LC: Where do you see your practice in 5 years ideally?

RK: I want to be making. I want to be making until the day I stop breathing. Showing consistently, in the quality that I’m interested in – of artists and work that I’m interested in showing with. I don’t know if resolving, but engaging in a larger conversation… I am very interested in these being autobiographical things – but it is important for me as I’m pulling together new projects that my practice not just be this, an autobiographical reflection, but also reflect more of a collective memory. Being able to shift the scale, having these very delicate items but then also having larger, much larger pieces than I’ve been able to do. To have the exposure to be able to be showing in spaces that are physically much larger than I’ve been working in yet.

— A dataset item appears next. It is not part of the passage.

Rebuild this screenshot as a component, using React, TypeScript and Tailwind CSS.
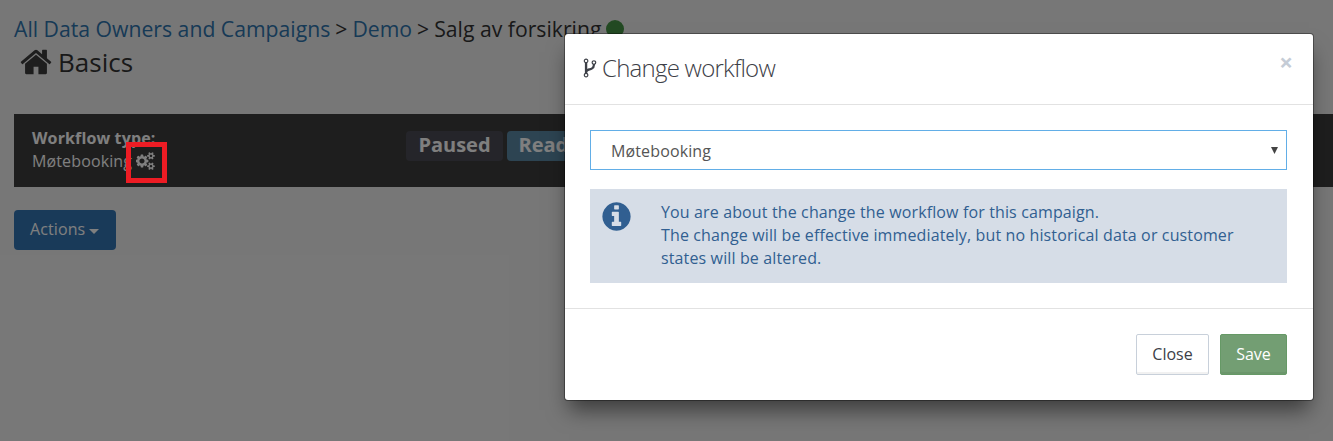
import type { ReactNode } from "react";

const ICONS = {
  home: "M1472 992v480q0 26-19 45t-45 19h-384v-384h-256v384h-384q-26 0-45-19t-19-45v-480q0-1 .5-3t.5-3l575-474 575 474q1 2 1 6zm223-69l-62 74q-8 9-21 11h-3q-13 0-21-7l-692-577-692 577q-12 8-24 7-13-2-21-11l-62-74q-8-10-7-23.5t11-21.5l719-599q32-26 76-26t76 26l244 204v-195q0-14 9-23t23-9h192q14 0 23 9t9 23v408l219 182q10 8 11 21.5t-7 23.5z",
  cogs: "M832 896q0-106-75-181t-181-75-181 75-75 181 75 181 181 75 181-75 75-181zm768 512q0-52-38-90t-90-38-90 38-38 90q0 53 37.5 90.5t90.5 37.5 90.5-37.5 37.5-90.5zm0-1024q0-52-38-90t-90-38-90 38-38 90q0 53 37.5 90.5t90.5 37.5 90.5-37.5 37.5-90.5zm-384 421v185q0 10-7 19.5t-16 10.5l-155 24q-11 35-32 76 34 48 90 115 7 11 7 20 0 12-7 19-23 30-82.5 89.5t-78.5 59.5q-11 0-21-7l-115-90q-37 19-77 31-11 108-23 155-7 24-30 24h-186q-11 0-20-7.5t-10-17.5l-23-153q-34-10-75-31l-118 89q-7 7-20 7-11 0-21-8-144-133-144-160 0-9 7-19 10-14 41-53t47-61q-23-44-35-82l-152-24q-10-1-17-9.5t-7-19.5v-185q0-10 7-19.5t16-10.5l155-24q11-35 32-76-34-48-90-115-7-11-7-20 0-12 7-20 22-30 82-89t79-59q11 0 21 7l115 90q34-18 77-32 11-108 23-154 7-24 30-24h186q11 0 20 7.5t10 17.5l23 153q34 10 75 31l118-89q8-7 20-7 11 0 21 8 144 133 144 160 0 8-7 19-12 16-42 54t-45 60q23 48 34 82l152 23q10 2 17 10.5t7 19.5zm640 533v140q0 16-149 31-12 27-30 52 51 113 51 138 0 4-4 7-122 71-124 71-8 0-46-47t-52-68q-20 2-30 2t-30-2q-14 21-52 68t-46 47q-2 0-124-71-4-3-4-7 0-25 51-138-18-25-30-52-149-15-149-31v-140q0-16 149-31 13-29 30-52-51-113-51-138 0-4 4-7 4-2 35-20t59-34 30-16q8 0 46 46.5t52 67.5q20-2 30-2t30 2q51-71 92-112l6-2q4 0 124 70 4 3 4 7 0 25-51 138 17 23 30 52 149 15 149 31zm0-1024v140q0 16-149 31-12 27-30 52 51 113 51 138 0 4-4 7-122 71-124 71-8 0-46-47t-52-68q-20 2-30 2t-30-2q-14 21-52 68t-46 47q-2 0-124-71-4-3-4-7 0-25 51-138-18-25-30-52-149-15-149-31v-140q0-16 149-31 13-29 30-52-51-113-51-138 0-4 4-7 4-2 35-20t59-34 30-16q8 0 46 46.5t52 67.5q20-2 30-2t30 2q51-71 92-112l6-2q4 0 124 70 4 3 4 7 0 25-51 138 17 23 30 52 149 15 149 31z",
  fork: "M672 1472q0-40-28-68t-68-28-68 28-28 68 28 68 68 28 68-28 28-68zm0-1152q0-40-28-68t-68-28-68 28-28 68 28 68 68 28 68-28 28-68zm640 128q0-40-28-68t-68-28-68 28-28 68 28 68 68 28 68-28 28-68zm96 0q0 52-26 96.5t-70 69.5q-2 287-226 414-67 38-203 81-128 40-169.5 71t-41.5 100v26q44 25 70 69.5t26 96.5q0 80-56 136t-136 56-136-56-56-136q0-52 26-96.5t70-69.5v-820q-44-25-70-69.5t-26-96.5q0-80 56-136t136-56 136 56 56 136q0 52-26 96.5t-70 69.5v497q54-26 154-57 55-17 87.5-29.5t70.5-31 59-39.5 40.5-51 28-69.5 8.5-91.5q-44-25-70-69.5t-26-96.5q0-80 56-136t136-56 136 56 56 136z",
  info: "M1152 1376v-160q0-14-9-23t-23-9h-96v-512q0-14-9-23t-23-9h-320q-14 0-23 9t-9 23v160q0 14 9 23t23 9h96v320h-96q-14 0-23 9t-9 23v160q0 14 9 23t23 9h448q14 0 23-9t9-23zm-128-896v-160q0-14-9-23t-23-9h-192q-14 0-23 9t-9 23v160q0 14 9 23t23 9h192q14 0 23-9t9-23zm640 416q0 209-103 385.5t-279.5 279.5-385.5 103-385.5-103-279.5-279.5-103-385.5 103-385.5 279.5-279.5 385.5-103 385.5 103 279.5 279.5 103 385.5z",
};

function Icon({ name, viewBox = "0 0 1792 1792", className }: { name: keyof typeof ICONS; viewBox?: string; className: string }) {
  return (
    <svg viewBox={viewBox} fill="currentColor" className={className}>
      <path d={ICONS[name]} />
    </svg>
  );
}

function Crumb({ children }: { children: ReactNode }) {
  return <a className="text-[#2f74ad]">{children}</a>;
}

function CampaignPage() {
  return (
    <div className="h-[441px] bg-[#efefef] pl-3.5 pt-3.5 text-[#333]">
      <nav className="flex h-[30px] items-center gap-[5px] whitespace-nowrap text-[21.2px]">
        <Crumb>All Data Owners and Campaigns</Crumb>
        <span>&gt;</span>
        <Crumb>Demo</Crumb>
        <span>&gt;</span>
        <span>Salg av forsikring</span>
        <span className="size-[18px] rounded-full bg-[#469446]" />
      </nav>

      <h1 className="flex h-9 items-center pl-[5px] text-[26px]">
        <Icon name="home" className="mr-[5px] size-[34px] text-[#3c3c3c]" />
        Basics
      </h1>

      <section className="mt-[34px] flex h-[73px] bg-[#3c3c3c] pl-[18px] pt-[13px] text-white">
        <div className="w-[374px] text-base leading-[23px] tracking-[0.13px]">
          <div className="font-bold">Workflow type:</div>
          <div className="flex items-center gap-1">
            Møtebooking
            <Icon name="cogs" viewBox="0 0 1856 1792" className="mb-0.5 h-[18px] w-[19px]" />
          </div>
        </div>
        <div className="mt-1 flex gap-1 text-xl font-bold leading-[28px]">
          <span className="h-[30px] w-[97px] rounded bg-[#4b4b54] text-center">Paused</span>
          <span className="h-[30px] w-[84px] rounded bg-[#5b89a4] text-center">Ready</span>
        </div>
      </section>

      <button className="mt-[23px] flex h-10 w-[102px] items-center gap-1 rounded-sm bg-[#3374b2] pb-0.5 pl-4 text-base tracking-[0.1px] text-white">
        Actions
        <span className="mt-1 border-x-5 border-t-5 border-x-transparent border-t-white" />
      </button>
    </div>
  );
}

function WorkflowModal() {
  return (
    <div className="absolute left-[565px] top-[34px] h-[366px] w-[748px] rounded-[3px] bg-white text-base shadow-[0_0_0_1px_rgba(0,0,0,0.35),0_14px_20px_-4px_rgba(0,0,0,0.5)]">
      <header className="flex h-[71px] items-center justify-between border-b border-[#e2e2e2] pl-3.5 pr-5">
        <h2 className="flex items-center pb-0.5 text-2xl font-light tracking-[-0.75px] text-[#3d4047]">
          <Icon name="fork" className="size-[22px]" />
          <span className="ml-px">Change workflow</span>
        </h2>
        <button className="mb-3.5 text-2xl font-bold leading-none text-[#c5ccd6]">×</button>
      </header>

      <div className="pl-[25px] pr-[26px] pt-[25px] tracking-[0.13px]">
        <div className="flex h-10 items-center justify-between border border-[#62aee7] pl-5 pr-2 text-[#555]">
          <span className="pt-0.5">Møtebooking</span>
          <svg viewBox="0 0 7 7" className="size-[7px] fill-[#444]">
            <path d="M0 0h7L3.5 7z" />
          </svg>
        </div>
        <div className="mt-[19px] flex h-[94px] bg-[#d6dde7] pl-2.5 pt-3 leading-[23px] text-[#315f91]">
          <Icon name="info" className="mt-[-1px] size-[33px]" />
          <p className="ml-7 whitespace-nowrap">
            You are about the change the workflow for this campaign.
            <br />
            The change will be effective immediately, but no historical data or customer
            <br />
            states will be altered.
          </p>
        </div>
      </div>

      <footer className="mt-[25px] flex justify-end gap-[11px] border-t border-[#e2e2e2] pr-[26px] pt-[25px]">
        <button className="h-[41px] w-[73px] rounded-xs border border-[#c8d0da] pb-0.5 text-[#3d4047] shadow-[inset_0_-2px_0_#f1f1f1]">Close</button>
        <button className="h-[41px] w-[67px] rounded-xs border border-[#669966] bg-[#739e73] pb-0.5 text-white shadow-[inset_0_-2px_0_#6b966b]">Save</button>
      </footer>
    </div>
  );
}

export default function App() {
  return (
    <div className="relative h-[441px] w-[1333px] overflow-hidden font-['Open_Sans','Noto_Sans',sans-serif]">
      <CampaignPage />
      <div className="absolute inset-0 bg-black/50" />
      <div className="absolute left-[126px] top-[142px] size-[41px] border-5 border-[#ed1c24]" />
      <WorkflowModal />
    </div>
  );
}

Bigger in every single aspect, having more visibility… I really hope it starts to go that way.

LC: I hope so too!

 

[i] Miriam Schapiro and Melissa Meyer, “Waste Not Want Not: An Inquiry into what Women Saved and Assembled - FEMMAGE.” Heresies I, no. 4 (Winter 1977-78): 66-69.
In this wittily subversive text, Schapiro and Meyer, after defining the terms collage, assemblage, decoupage and photomontage, introduce the concept of ‘femmage’, which they define as “a word invented by us to include all of the above activities as they were practiced by women using traditional women's techniques to achieve their art-sewing, piecing, hooking, cutting, appliquéing, cooking and the like-activities also engaged in by men but assigned in history to women.”